The power he has is in his ability to influence me. It's in my attachment to him. My desire to please him. My abject fear of displeasing him. My inability to perceive whether his attachment to me remotely matches my attachment to him. I know he loves me, but, while I know precisely how deeply I feel, I can't possibly know how deeply he feels. I can't possibly know if he would be as devastated if I left as I would be if he left.

Power is his ability to make me consider doing things to which I would have once said "fuck you" in response. It's making me willing to try new foods when I'm one of the most picky people ever.

For me, it's in the fact that he's physically strong enough to force an issue if he wants. That is a different type of power than the what I described above, but it's still a kind of power. It's in the fact that having a safe word means fuck all unless he is willing to honor that. The d-type has to make that choice to stop.



For get the ethics. Forget the cult of safety with its acronyms like SSC, its limits, its safe words, its contracts, its safe calls, its consent.

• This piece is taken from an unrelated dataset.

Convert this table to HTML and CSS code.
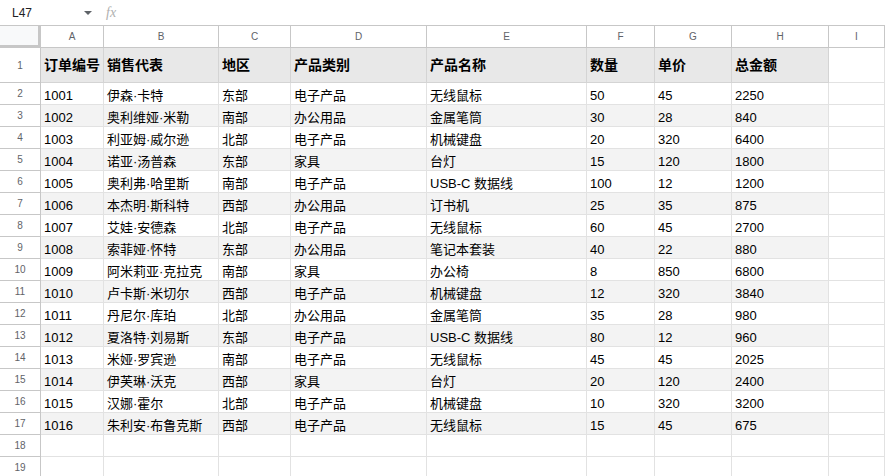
FILE: index.html
```html
<!DOCTYPE html>
<html lang="zh">
<head>
<meta charset="utf-8">
<title>Sheet</title>
<link rel="stylesheet" href="styles.css">
</head>
<body>
<div class="topbar">
  <div class="namebox"><span class="ref">L47</span><span class="caret"></span></div>
  <span class="fx">fx</span>
</div>
<div class="sheet">
  <div class="row colhead">
    <div class="corner"></div><div class="ch">A</div><div class="ch">B</div><div class="ch">C</div><div class="ch">D</div><div class="ch">E</div><div class="ch">F</div><div class="ch">G</div><div class="ch">H</div><div class="ch">I</div>
  </div>
  <div class="row head">
    <div class="rh">1</div><div class="d">订单编号</div><div class="d">销售代表</div><div class="d">地区</div><div class="d">产品类别</div><div class="d">产品名称</div><div class="d">数量</div><div class="d">单价</div><div class="d">总金额</div><div class="e"></div>
  </div>
  <div class="row"><div class="rh">2</div><div class="d">1001</div><div class="d">伊森·卡特</div><div class="d">东部</div><div class="d">电子产品</div><div class="d">无线鼠标</div><div class="d">50</div><div class="d">45</div><div class="d">2250</div><div class="e"></div></div>
  <div class="row band"><div class="rh">3</div><div class="d">1002</div><div class="d">奥利维娅·米勒</div><div class="d">南部</div><div class="d">办公用品</div><div class="d">金属笔筒</div><div class="d">30</div><div class="d">28</div><div class="d">840</div><div class="e"></div></div>
  <div class="row"><div class="rh">4</div><div class="d">1003</div><div class="d">利亚姆·威尔逊</div><div class="d">北部</div><div class="d">电子产品</div><div class="d">机械键盘</div><div class="d">20</div><div class="d">320</div><div class="d">6400</div><div class="e"></div></div>
  <div class="row band"><div class="rh">5</div><div class="d">1004</div><div class="d">诺亚·汤普森</div><div class="d">东部</div><div class="d">家具</div><div class="d">台灯</div><div class="d">15</div><div class="d">120</div><div class="d">1800</div><div class="e"></div></div>
  <div class="row"><div class="rh">6</div><div class="d">1005</div><div class="d">奥利弗·哈里斯</div><div class="d">南部</div><div class="d">电子产品</div><div class="d">USB-C 数据线</div><div class="d">100</div><div class="d">12</div><div class="d">1200</div><div class="e"></div></div>
  <div class="row band"><div class="rh">7</div><div class="d">1006</div><div class="d">本杰明·斯科特</div><div class="d">西部</div><div class="d">办公用品</div><div class="d">订书机</div><div class="d">25</div><div class="d">35</div><div class="d">875</div><div class="e"></div></div>
  <div class="row"><div class="rh">8</div><div class="d">1007</div><div class="d">艾娃·安德森</div><div class="d">北部</div><div class="d">电子产品</div><div class="d">无线鼠标</div><div class="d">60</div><div class="d">45</div><div class="d">2700</div><div class="e"></div></div>
  <div class="row band"><div class="rh">9</div><div class="d">1008</div><div class="d">索菲娅·怀特</div><div class="d">东部</div><div class="d">办公用品</div><div class="d">笔记本套装</div><div class="d">40</div><div class="d">22</div><div class="d">880</div><div class="e"></div></div>
  <div class="row"><div class="rh">10</div><div class="d">1009</div><div class="d">阿米莉亚·克拉克</div><div class="d">南部</div><div class="d">家具</div><div class="d">办公椅</div><div class="d">8</div><div class="d">850</div><div class="d">6800</div><div class="e"></div></div>
  <div class="row band"><div class="rh">11</div><div class="d">1010</div><div class="d">卢卡斯·米切尔</div><div class="d">西部</div><div class="d">电子产品</div><div class="d">机械键盘</div><div class="d">12</div><div class="d">320</div><div class="d">3840</div><div class="e"></div></div>
  <div class="row"><div class="rh">12</div><div class="d">1011</div><div class="d">丹尼尔·库珀</div><div class="d">北部</div><div class="d">办公用品</div><div class="d">金属笔筒</div><div class="d">35</div><div class="d">28</div><div class="d">980</div><div class="e"></div></div>
  <div class="row band"><div class="rh">13</div><div class="d">1012</div><div class="d">夏洛特·刘易斯</div><div class="d">东部</div><div class="d">电子产品</div><div class="d">USB-C 数据线</div><div class="d">80</div><div class="d">12</div><div class="d">960</div><div class="e"></div></div>
  <div class="row"><div class="rh">14</div><div class="d">1013</div><div class="d">米娅·罗宾逊</div><div class="d">南部</div><div class="d">电子产品</div><div class="d">无线鼠标</div><div class="d">45</div><div class="d">45</div><div class="d">2025</div><div class="e"></div></div>
  <div class="row band"><div class="rh">15</div><div class="d">1014</div><div class="d">伊芙琳·沃克</div><div class="d">西部</div><div class="d">家具</div><div class="d">台灯</div><div class="d">20</div><div class="d">120</div><div class="d">2400</div><div class="e"></div></div>
  <div class="row"><div class="rh">16</div><div class="d">1015</div><div class="d">汉娜·霍尔</div><div class="d">北部</div><div class="d">电子产品</div><div class="d">机械键盘</div><div class="d">10</div><div class="d">320</div><div class="d">3200</div><div class="e"></div></div>
  <div class="row band"><div class="rh">17</div><div class="d">1016</div><div class="d">朱利安·布鲁克斯</div><div class="d">西部</div><div class="d">电子产品</div><div class="d">无线鼠标</div><div class="d">15</div><div class="d">45</div><div class="d">675</div><div class="e"></div></div>
  <div class="row"><div class="rh">18</div><div class="e"></div><div class="e"></div><div class="e"></div><div class="e"></div><div class="e"></div><div class="e"></div><div class="e"></div><div class="e"></div><div class="e"></div></div>
  <div class="row"><div class="rh">19</div><div class="e"></div><div class="e"></div><div class="e"></div><div class="e"></div><div class="e"></div><div class="e"></div><div class="e"></div><div class="e"></div><div class="e"></div></div>
</div>
</body>
</html>
```
FILE: styles.css
```css
* { box-sizing: border-box; }
html, body { margin: 0; padding: 0; background: #fff; overflow: hidden; }
body {
  width: 885px;
  height: 476px;
  font-family: "Liberation Sans", Arial, "Noto Sans CJK SC", sans-serif;
  color: #000;
}
.topbar {
  height: 26px;
  border-bottom: 1px solid #c7c7c7;
  display: flex;
  align-items: center;
}
.namebox {
  width: 94px;
  display: flex;
  align-items: center;
  padding-left: 12px;
  font-size: 12px;
  color: #202124;
}
.ref { flex: 1; }
.caret {
  width: 0; height: 0;
  border-left: 4px solid transparent;
  border-right: 4px solid transparent;
  border-top: 4px solid #5f6368;
  margin-right: 2px;
}
.fx {
  margin-left: 12px;
  font-family: "Liberation Serif", serif;
  font-style: italic;
  font-size: 14px;
  color: #b0b0b0;
}
.row {
  display: grid;
  grid-template-columns: 41px 63px 115px 72px 136px 160px 68px 77px 97px 1fr;
  height: 22px;
}
.row > div {
  border-right: 1px solid #e2e2e2;
  border-bottom: 1px solid #e2e2e2;
  overflow: hidden;
  white-space: nowrap;
}
.colhead > div {
  border-right-color: #c7c7c7;
  border-bottom-color: #c7c7c7;
}
.corner { background: #f8f9fa; box-shadow: inset -2px -2px 0 #c7c7c7; }
.ch, .rh {
  display: flex;
  align-items: center;
  justify-content: center;
  font-size: 10px;
  color: #5f6368;
  font-family: "Liberation Sans", Arial, sans-serif;
}
.row > .rh { border-right-color: #c7c7c7; border-bottom-color: #c7c7c7; }
.d {
  display: flex;
  align-items: center;
  padding: 4px 3px 0 3px;
  font-size: 13px;
  line-height: 15px;
  color: #000;
}
.head { height: 35px; }
.head .d {
  background: #e8e8e8;
  font-weight: bold;
  font-size: 14px;
  line-height: 17px;
  padding-top: 1px;
  border-right-color: #d4d4d4;
  border-bottom-color: #d4d4d4;
}
.band .d { background: #f3f3f3; }
```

They mean nothing unless your partner chooses to honor those things. When you're in that vulnerable position, whether it be stripped or bound, or you are financially dependent on your d-type. You live in their house. They buy your food. They pay for your insurance. You're alone in a room, tied to a bed, naked and exposed.

All of your rights, your supposed power, mean absolutely nothing in that moment, because you are helpless. You are not in control. You have no power. Everything hinges on them honoring those rights.

Sure, if they don't honor those things, you could get up and leave the next day. Maybe, if they let you. But does that action mean you have the power or had the power?


This power people say the s-type has is based totally upon the ideas of fairness and equality, but this is not a perfect world. Fairness and equality aren't guaranteed ideals. Individuals have different codes of ethics.

Once I have placed myself in that vulnerable position --- physically, emotionally, economically --- my supposed power is theoretical at best.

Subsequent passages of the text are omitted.